EXERCISE OBJECTIVE> State the count of lines below in which the word "this" appears, and add nothing.

DATASET SECTION>
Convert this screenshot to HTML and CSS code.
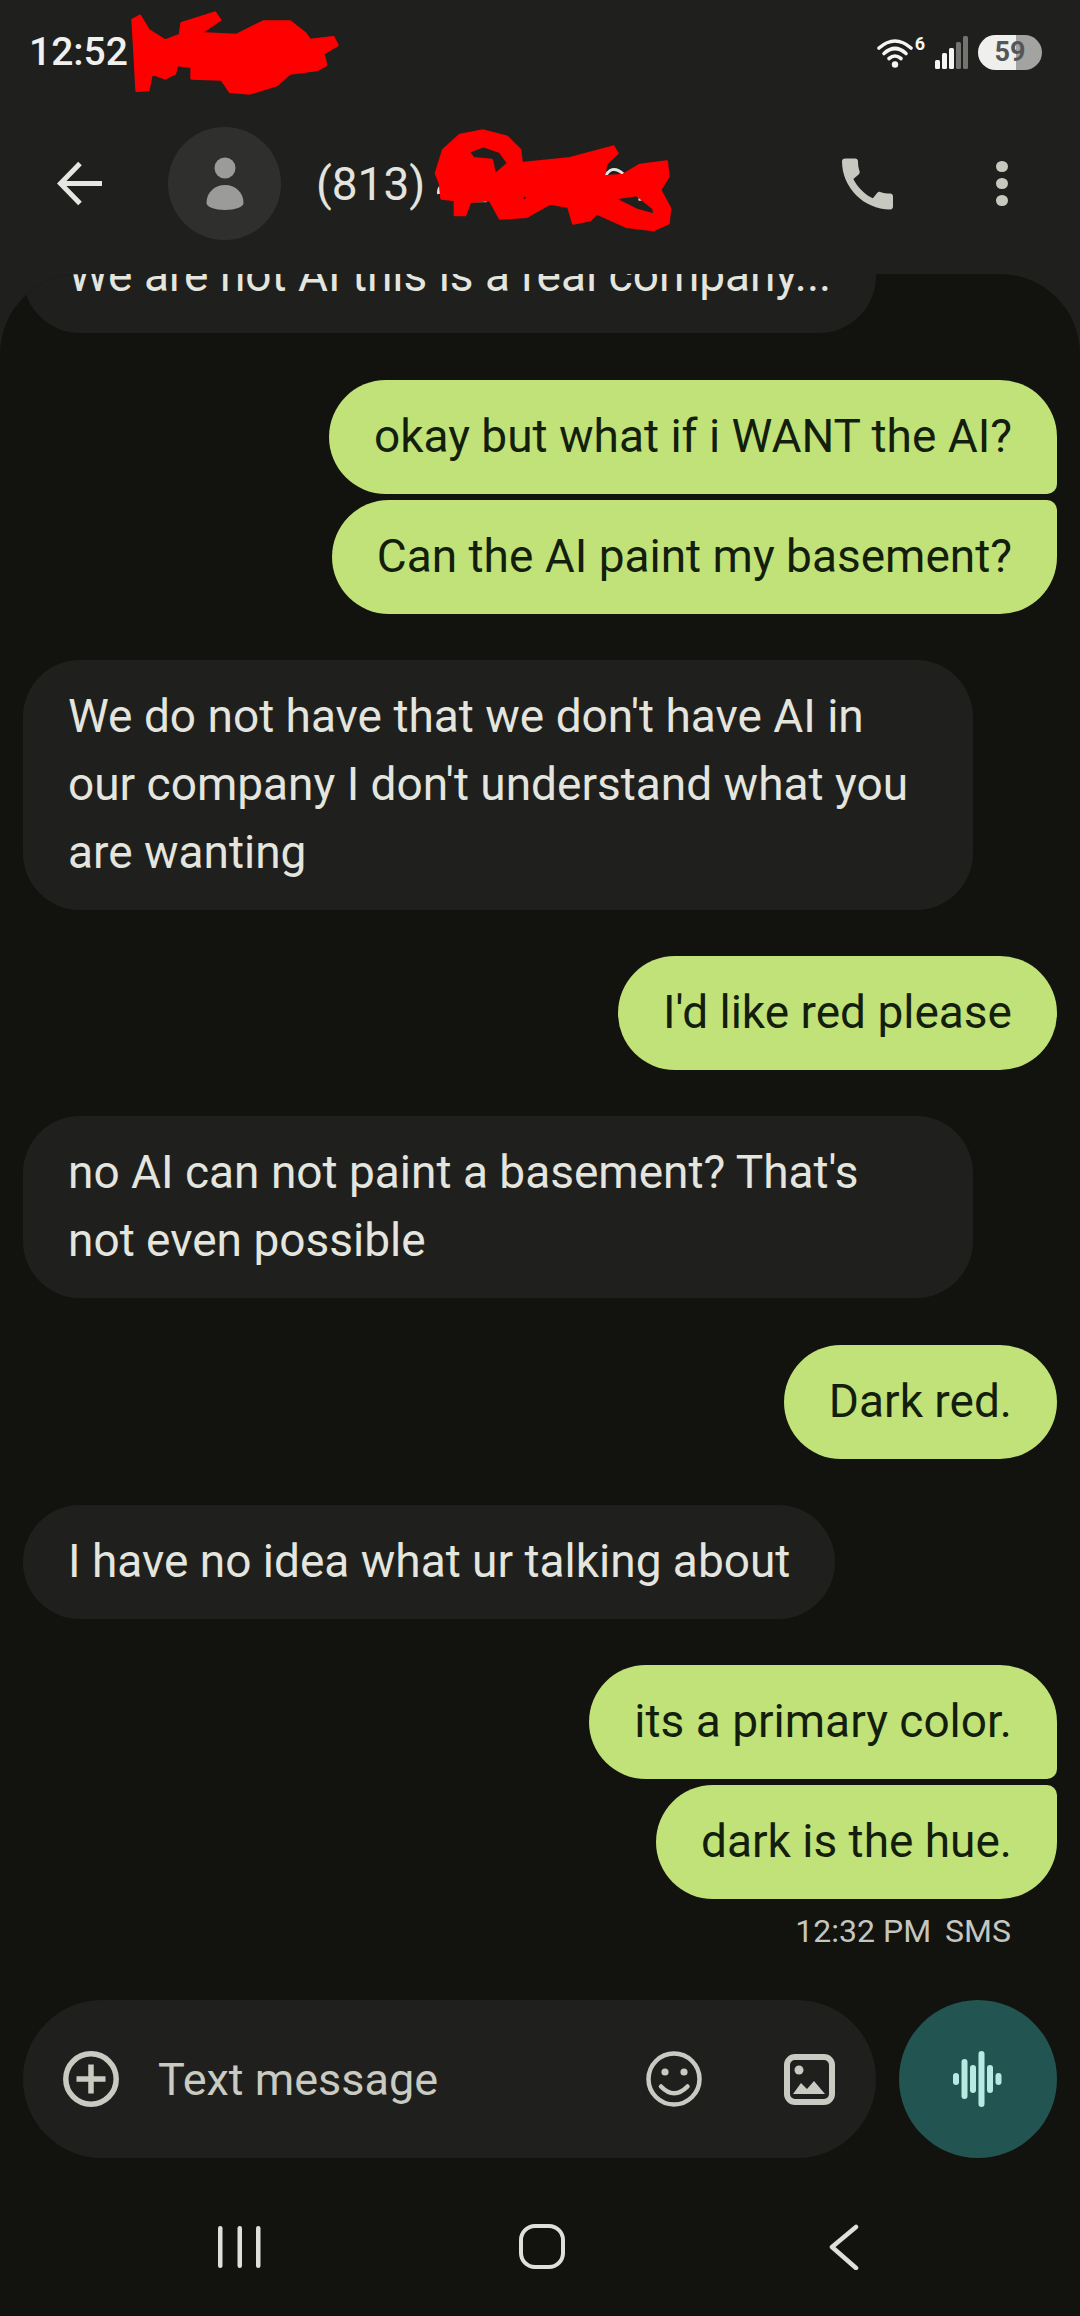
FILE: index.html
```html
<!DOCTYPE html>
<html lang="en">
<head>
    <meta charset="UTF-8">
    <meta name="viewport" content="width=device-width, initial-scale=1.0">
    <title>Messages</title>
    <link rel="stylesheet" href="styles.css">
</head>
<body>
    <div id="phone">

    <div id="top">
        <div class="status">
            <span class="time">12:52</span>
            <div class="status-icons">
                <svg class="wifi" width="36" height="31" viewBox="0 0 36 31" fill="none" stroke="#f5f5f3" stroke-width="3.6" stroke-linecap="round">
                    <path d="M2 11Q18 -3 34 11"/>
                    <path d="M7 16.500Q18 6.500 29 16.500"/>
                    <path d="M12 21.500Q18 16.500 24 21.500"/>
                    <circle cx="18" cy="27.500" r="3.200" fill="#f5f5f3" stroke="none"/>
                </svg>
                <span class="wifi-gen">6</span>
                <svg class="signal" width="33" height="33" viewBox="0 0 33 33">
                    <rect x="0" y="24" width="5" height="9" rx="1.500" fill="#f5f5f3"/>
                    <rect x="7" y="17" width="5" height="16" rx="1.500" fill="#f5f5f3"/>
                    <rect x="14" y="12" width="5" height="21" rx="1.500" fill="#f5f5f3"/>
                    <rect x="21" y="6" width="5" height="27" rx="1.500" fill="#73746f"/>
                    <rect x="28" y="0" width="5" height="33" rx="1.500" fill="#73746f"/>
                </svg>
                <div class="battery">59</div>
            </div>
        </div>
        <div class="appbar">
            <svg class="back" width="45" height="45" viewBox="0 0 45 45" fill="none" stroke="#e6e6e2" stroke-width="5">
                <path d="M23 2.500L3.500 22.500L23 42.500"/>
                <path d="M3.500 22.500H45"/>
            </svg>
            <div class="avatar">
                <svg width="38" height="54" viewBox="0 0 38 54" fill="#9b9c9a">
                    <circle cx="19" cy="11" r="10.500"/>
                    <path d="M0.500 46C0.500 35 9 28 19 28C29 28 37.500 35 37.500 46C37.500 50 29 53 19 53C9 53 0.500 50 0.500 46Z"/>
                </svg>
            </div>
            <div class="name">(813)</div>
            <svg class="call" width="51" height="52" viewBox="3 3 18 18" fill="#c7c8bf">
                <path d="M20.010 15.380c-1.230 0-2.420-.200-3.530-.560-.350-.120-.740-.030-1.010.240l-1.570 1.970c-2.830-1.350-5.480-3.900-6.890-6.830l1.950-1.660c.270-.280.350-.670.240-1.020-.370-1.110-.560-2.300-.560-3.530 0-.540-.450-.990-.990-.990H4.190C3.650 3 3 3.240 3 3.990 3 13.280 10.730 21 20.010 21c.710 0 .990-.630.990-1.180v-3.450c0-.540-.450-.990-.990-.990z"/>
            </svg>
            <div class="more"><span></span><span></span><span></span></div>
        </div>
    </div>

    <div id="thread">
        <div class="msg in">We are not AI this is a real company...</div>
        <div class="msg out tail-bottom">okay but what if i WANT the AI?</div>
        <div class="msg out tail-top">Can the AI paint my basement?</div>
        <div class="msg in">We do not have that we don't have AI in our company I don't understand what you are wanting</div>
        <div class="msg out">I'd like red please</div>
        <div class="msg in">no AI can not paint a basement? That's not even possible</div>
        <div class="msg out">Dark red.</div>
        <div class="msg in">I have no idea what ur talking about</div>
        <div class="msg out tail-bottom">its a primary color.</div>
        <div class="msg out tail-top">dark is the hue.</div>
        <div class="meta"><span>12:32 PM</span><span>SMS</span></div>
    </div>

    <div id="composer">
        <div class="field">
            <svg class="plus" width="56" height="56" viewBox="0 0 56 56" fill="none" stroke="#c9cac1" stroke-width="5.500">
                <circle cx="28" cy="28" r="25.200"/>
                <path d="M13.500 28H42.500M28 13.500V42.500"/>
            </svg>
            <span class="placeholder">Text message</span>
            <svg class="smile" width="56" height="56" viewBox="0 0 56 56" fill="none" stroke="#c9cac1" stroke-width="4.500">
                <circle cx="28" cy="28" r="25.500"/>
                <circle cx="19" cy="21" r="3.600" fill="#c9cac1" stroke="none"/>
                <circle cx="38" cy="21" r="3.600" fill="#c9cac1" stroke="none"/>
                <path d="M15 35.500Q28 49 41.500 35.500" stroke-linecap="round"/>
            </svg>
            <svg class="picture" width="51" height="51" viewBox="0 0 51 51" fill="#c9cac1">
                <rect x="3" y="3" width="45" height="45" rx="8" fill="none" stroke="#c9cac1" stroke-width="6"/>
                <circle cx="15" cy="16" r="4.500"/>
                <path d="M9 40L17 29L23 35L30 27L41 40Z"/>
            </svg>
        </div>
        <div class="voice">
            <svg width="50" height="56" viewBox="0 0 50 56" fill="#b6ebe4">
                <rect x="0" y="22" width="6" height="12" rx="3"/>
                <rect x="8.500" y="8" width="6" height="40" rx="3"/>
                <rect x="17" y="14" width="6" height="28" rx="3"/>
                <rect x="25.500" y="0" width="6" height="56" rx="3"/>
                <rect x="34" y="14" width="6" height="28" rx="3"/>
                <rect x="42.500" y="22" width="6" height="12" rx="3"/>
            </svg>
        </div>
    </div>

    <div id="nav">
        <svg width="44" height="45" viewBox="0 0 44 45" fill="#dfdfdb">
            <rect x="0" y="2" width="4.500" height="42" rx="2.200"/>
            <rect x="19.500" y="2" width="4.500" height="42" rx="2.200"/>
            <rect x="38" y="2" width="4.500" height="42" rx="2.200"/>
        </svg>
        <svg width="46" height="45" viewBox="0 0 46 45" fill="none" stroke="#dfdfdb" stroke-width="4">
            <rect x="2" y="2" width="42" height="41" rx="14"/>
        </svg>
        <svg width="30" height="46" viewBox="0 0 30 46" fill="none" stroke="#dfdfdb" stroke-width="4.500" stroke-linecap="round" stroke-linejoin="round">
            <path d="M27 3L3 23L27 44"/>
        </svg>
    </div>

    <!-- marker scribbles over the private bits -->
    <svg class="scribble one" width="230" height="90" viewBox="0 0 690 270" fill="#fe0000" stroke="#fe0000" stroke-width="8" stroke-linejoin="round">
        <path d="M38 30L60 18L85 60L135 92L180 75L185 40L285 8L300 30L240 70L350 75L430 35L510 35L555 70L570 90L640 82L652 105L610 130L618 165L590 180L510 190L470 225L390 250L330 245L305 208L215 205L215 170L170 165L165 190L135 205L95 190L85 240L50 242L45 150Z"/>
    </svg>
    <svg class="scribble two" width="260" height="120" viewBox="0 0 780 360">
        <g fill="none" stroke="#e3e3df" stroke-width="9">
            <path d="M552 178Q572 128 610 162"/>
            <path d="M92 158L108 132"/>
            <path d="M56 222Q54 208 62 200"/>
            <path d="M160 242H200"/>
            <path d="M660 215V242"/>
        </g>
        <path fill="#fe0000" stroke="#fe0000" stroke-width="8" stroke-linejoin="round" fill-rule="evenodd" d="M48 160L70 90L120 45L190 32L260 50L300 90L305 130L400 120L450 115L580 80L592 100L560 130L550 170L610 165L660 135L740 125L745 170L720 210L750 265L745 310L700 330L620 320L530 280L510 300L460 310L445 260L390 250L320 290L240 295L210 240L150 245L135 285L105 285L105 240L65 235L60 190Z M145 95L190 78L240 95L265 130L225 165L215 120L160 115Z M300 240L315 222L325 240Z M580 235L650 225L700 265L705 285L650 270Z"/>
    </svg>

    </div>
</body>
</html>
```

FILE: styles.css
```css
* {
    box-sizing: border-box;
}

body {
    margin: 0;
    background-color: #12130e;
    font-family: Roboto, "Noto Sans", sans-serif;
}

#phone {
    position: relative;
    width: 1080px;
    height: 2316px;
    display: flex;
    flex-direction: column;
    overflow: hidden;
    background-color: #1f201d;
}

/* status bar + contact bar */
#top {
    height: 274px;
    flex-shrink: 0;
}

.status {
    height: 104px;
    padding: 0 38px 0 29px;
    display: flex;
    align-items: center;
    justify-content: space-between;
}

.time {
    font-size: 39px;
    font-weight: 500;
    color: #f0f0ee;
}

.status-icons {
    display: flex;
    align-items: center;
}

.wifi-gen {
    align-self: flex-start;
    margin-left: 2px;
    font-size: 18px;
    font-weight: 700;
    line-height: 18px;
    color: #f5f5f3;
}

.signal {
    margin-left: 10px;
}

.battery {
    width: 64px;
    height: 35px;
    margin-left: 10px;
    border-radius: 18px;
    background: linear-gradient(to right, #efefed 59%, #a3a3a1 59%);
    color: #55565a;
    font-size: 27px;
    font-weight: 700;
    line-height: 35px;
    text-align: center;
}

.appbar {
    height: 170px;
    padding: 23px 0 34px 57px;
    display: flex;
    align-items: center;
}

.avatar {
    width: 113px;
    height: 113px;
    margin-left: 66px;
    border-radius: 50%;
    background-color: #2f302e;
    display: flex;
    align-items: center;
    justify-content: center;
}

.name {
    flex: 1;
    margin-left: 35px;
    font-size: 46px;
    color: #e3e3df;
}

.more {
    width: 12px;
    margin: 0 72px 0 103px;
    display: flex;
    flex-direction: column;
    gap: 5.500px;
}

.more span {
    height: 11.500px;
    border-radius: 50%;
    background-color: #c7c8bf;
}

/* conversation */
#thread {
    flex: 1;
    min-height: 0;
    padding: 0 23px 49px;
    display: flex;
    flex-direction: column;
    justify-content: flex-end;
    overflow: hidden;
    border-radius: 80px 80px 0 0;
    background-color: #12130e;
}

.msg {
    flex-shrink: 0;
    max-width: 950px;
    margin-top: 46.250px;
    padding: 22px 45px 24px;
    border-radius: 57px;
    font-size: 46px;
    line-height: 68px;
}

.msg.in {
    align-self: flex-start;
    background-color: #1f201d;
    color: #e4e5df;
}

.msg.out {
    align-self: flex-end;
    background-color: #c0e278;
    color: #141e0c;
}

.tail-bottom {
    border-bottom-right-radius: 10px;
}

.tail-top {
    margin-top: 6px;
    border-top-right-radius: 10px;
}

.meta {
    flex-shrink: 0;
    margin-top: 12px;
    padding-right: 46px;
    display: flex;
    justify-content: flex-end;
    gap: 14px;
    font-size: 32px;
    line-height: 40px;
    color: #c5c6c0;
}

/* bottom row */
#composer {
    flex-shrink: 0;
    padding: 0 23px;
    display: flex;
    gap: 23px;
    background-color: #12130e;
}

.field {
    flex: 1;
    height: 158px;
    padding: 0 41px 0 40px;
    border-radius: 79px;
    background-color: #1f201d;
    display: flex;
    align-items: center;
}

.placeholder {
    flex: 1;
    margin-left: 39px;
    font-size: 45px;
    color: #c9cac1;
}

.picture {
    margin-left: 82px;
}

.voice {
    width: 158px;
    height: 158px;
    border-radius: 50%;
    background-color: #225451;
    display: flex;
    align-items: center;
    justify-content: center;
}

#nav {
    height: 158px;
    flex-shrink: 0;
    padding: 66px 0 0 89px;
    display: grid;
    grid-template-columns: repeat(3, 302px);
    justify-items: center;
    align-items: start;
    background-color: #12130e;
}

.scribble {
    position: absolute;
}

.scribble.one {
    left: 120px;
    top: 10px;
}

.scribble.two {
    left: 420px;
    top: 120px;
}
```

ANSWER TO THE PROBLEM> 2